Anahtar kelimeler: Burjuvazi, Nemlizade, Tüccar, Ticaret ağları, Milli Burjuvazi, Müslüman-Türk, Trabzon, Liman kenti

*


Nemlizadeler: Erken Cumhuriyet dönemi ekonomipolitiğinde milli tüccarı aramak
YAŞAR TOLGA CORA

Nemlizade ailesinin erkek üyeleri Erken Cumhuriyet döneminin en önemli tüccarları arasında yer alıyorlardı. Ailenin gücü 19. yüzyılın ortalarında Karadeniz limanlarındaki uluslararası ticarete dayaniyordu. Ailenin genç nesli Tütün ti caretindeki rolleri sayesinde Cumhuriyetin ilk yıllarında önemli yerel ve ulusal aktörleri olmaya devam ettiler. Bu nesil içinde ailenin en önemli üyesi Midhat Nemli’ydi. 1920’lerde Türkleşmesinden beri İstanbul Ticaret Odası yönetiminde bulunan Midhat Nemli, 1960’lara kadar bu görevi yürüttü. Bu dönemde Samsun Sahil Demiryolu gibi devasa projeleri üstlenen aile şirketi, gücünü 1960lar sonrası değişen Türkiye siyaset ve ekonomisine aktaramadı. Bu makale nesiller arası aktarımlara ve özellikle de Nemlizade ailesinin Cumhuriyet dönemi üyelerinin faaliyetlerine odaklanarak, o dönemdeki “Milli Tüccar”ların özelliklerini ortaya koymayı amaçlamaktadır. Makale, dönemin ekonomipolitiği içinde “Milli Tüccar”ların ekonomik faailiyetleri ile siyaset ve kültürel sermayeleri arasındaki ilişkileri incelemektedir. Makale Erken Cumhuriyet dönemindeki milli tüccar oluşumu üzerine olan tarih yazımından kendini ayırmaktadır çünkü bu tarih yazımı bu tüccarların imparatorluk döneminden aldıkları mirasları göz ardı etmektedir.
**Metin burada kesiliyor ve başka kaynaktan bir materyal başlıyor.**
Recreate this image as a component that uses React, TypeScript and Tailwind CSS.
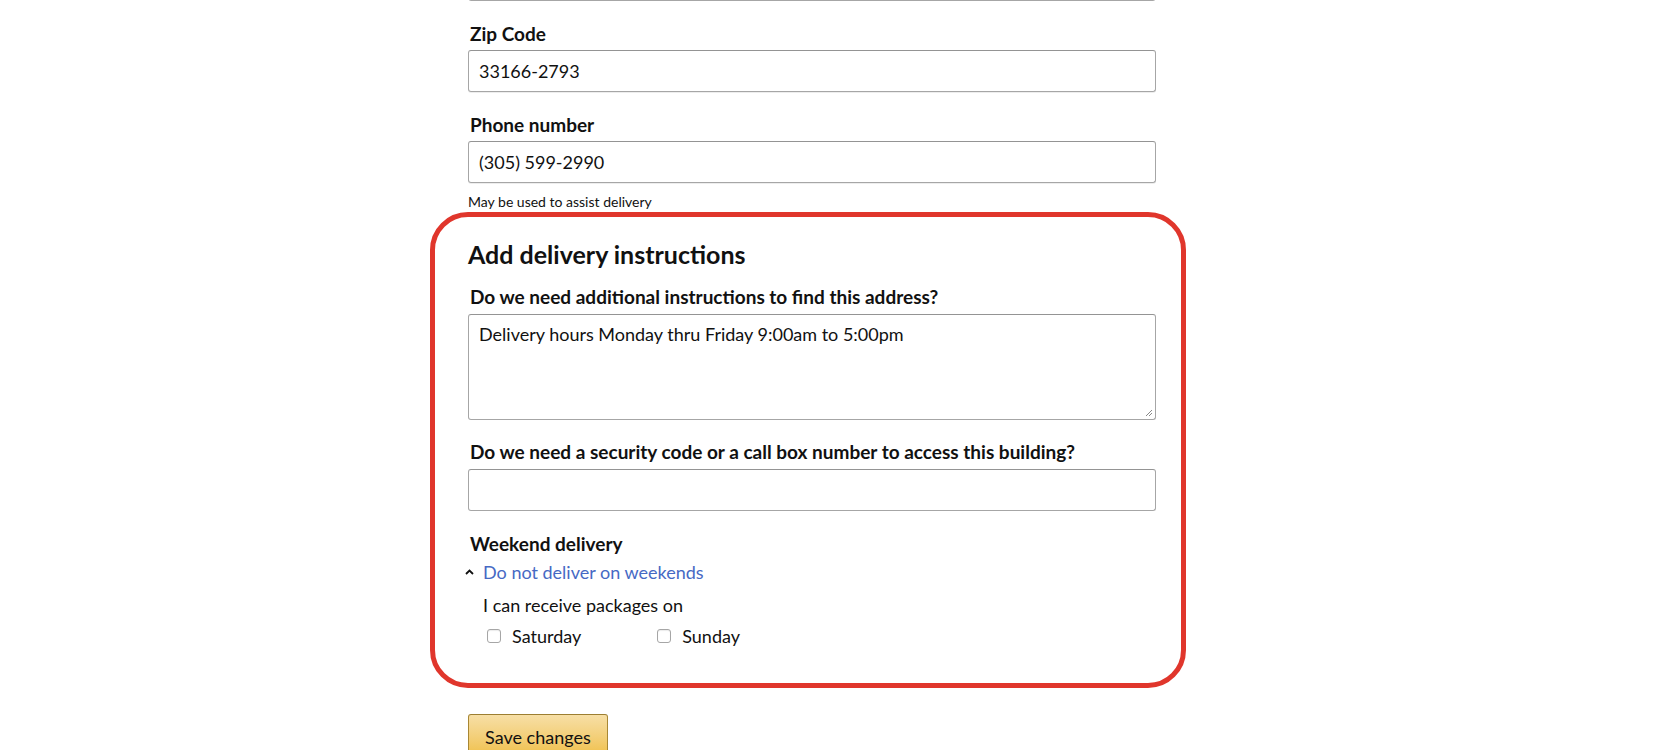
const font = { fontFamily: '"Lato", "Liberation Sans", sans-serif' };

function Field({ label, value }: { label: string; value: string }) {
  return (
    <div className="mt-[22px]">
      <label className="block pl-[2px] text-[19px] leading-[22px] font-bold text-[#111]">{label}</label>
      <div className="mt-[5px] h-[42px] rounded-[3px] border border-[#a6a6a6] border-t-[#949494] shadow-[0_1px_0_rgba(0,0,0,0.07)] flex items-center px-[10px] text-[18px] text-[#111]">
        {value}
      </div>
    </div>
  );
}

function Checkbox({ label }: { label: string }) {
  return (
    <label className="flex items-center gap-[11px] text-[18px] leading-[24px] text-[#111]">
      <span className="w-[14px] h-[14px] rounded-[3px] border border-[#a6a6a6] bg-white shadow-[inset_0_1px_1px_rgba(0,0,0,0.08)]" />
      {label}
    </label>
  );
}

export default function App() {
  return (
    <div className="w-[1675px] h-[750px] overflow-hidden bg-white" style={font}>
      <div className="ml-[468px] w-[688px]">
        {/* cut-off field above */}
        <div className="-mt-[41px] h-[42px] rounded-[3px] border border-[#a6a6a6]" />

        <Field label="Zip Code" value="33166-2793" />
        <Field label="Phone number" value="(305) 599-2990" />
        <p className="mt-[10px] text-[14px] leading-[18px] text-[#111]">May be used to assist delivery</p>

        <section className="mt-[1px] -ml-[38px] -mr-[30px] rounded-[38px] border-[5px] border-[#e0362c] pl-[33px] pr-[25px] pt-[22px] pb-[35px]">
          <h2 className="text-[25px] leading-[30px] font-bold text-[#111]">Add delivery instructions</h2>

          <label className="mt-[16px] block pl-[2px] text-[19px] leading-[24px] font-bold text-[#111]">
            Do we need additional instructions to find this address?
          </label>
          <div className="relative mt-[5px] h-[106px] rounded-[3px] border border-[#a6a6a6] border-t-[#949494] px-[10px] pt-[7px] text-[18px] leading-[24px] text-[#111]">
            Delivery hours Monday thru Friday 9:00am to 5:00pm
            <svg className="absolute right-[2px] bottom-[2px]" width="9" height="9" viewBox="0 0 9 9">
              <path d="M8 2 L2 8 M8 5 L5 8" stroke="#888" strokeWidth="1" />
            </svg>
          </div>

          <label className="mt-[20px] block pl-[2px] text-[19px] leading-[24px] font-bold text-[#111]">
            Do we need a security code or a call box number to access this building?
          </label>
          <div className="mt-[5px] h-[42px] rounded-[3px] border border-[#a6a6a6] border-t-[#949494]" />

          <h3 className="mt-[21px] pl-[2px] text-[19px] leading-[24px] font-bold text-[#111]">Weekend delivery</h3>
          <div className="mt-[4px] flex items-center gap-[9px] text-[18px] leading-[24px]">
            <svg width="9" height="6" viewBox="0 0 9 6" className="ml-[-3px]">
              <path d="M1 5 L4.5 1.5 L8 5" fill="none" stroke="#111" strokeWidth="1.8" />
            </svg>
            <span className="text-[#4669c4]">Do not deliver on weekends</span>
          </div>
          <div className="pl-[15px]">
            <p className="mt-[9px] text-[18px] leading-[24px] text-[#111]">I can receive packages on</p>
            <div className="mt-[7px] flex items-center gap-[76px] pl-[4px]">
              <Checkbox label="Saturday" />
              <Checkbox label="Sunday" />
            </div>
          </div>
        </section>

        <button className="mt-[26px] h-[42px] w-[140px] pl-[16px] rounded-[3px] border border-[#a88734] border-t-[#9c7e31] bg-gradient-to-b from-[#f7dfa5] to-[#f0c14b] text-[18px] leading-[24px] text-[#111] flex items-start pt-[10px]">
          Save changes
        </button>
      </div>
    </div>
  );
}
Ayrıca makale Türkiye Cumhuriyeti iktisad tarihi yazımını, anlatıların dönemin sınıfsız toplum idealindeki milliyetçi söylemlerinin sonucu olduğunun tartışmamasından ötürü eleştirmektedir.

Anahtar kelimeler: Milli tüccar, ticaret burjuvazisi, Cumhuriyet dönemi iktisat tarihi, tütün.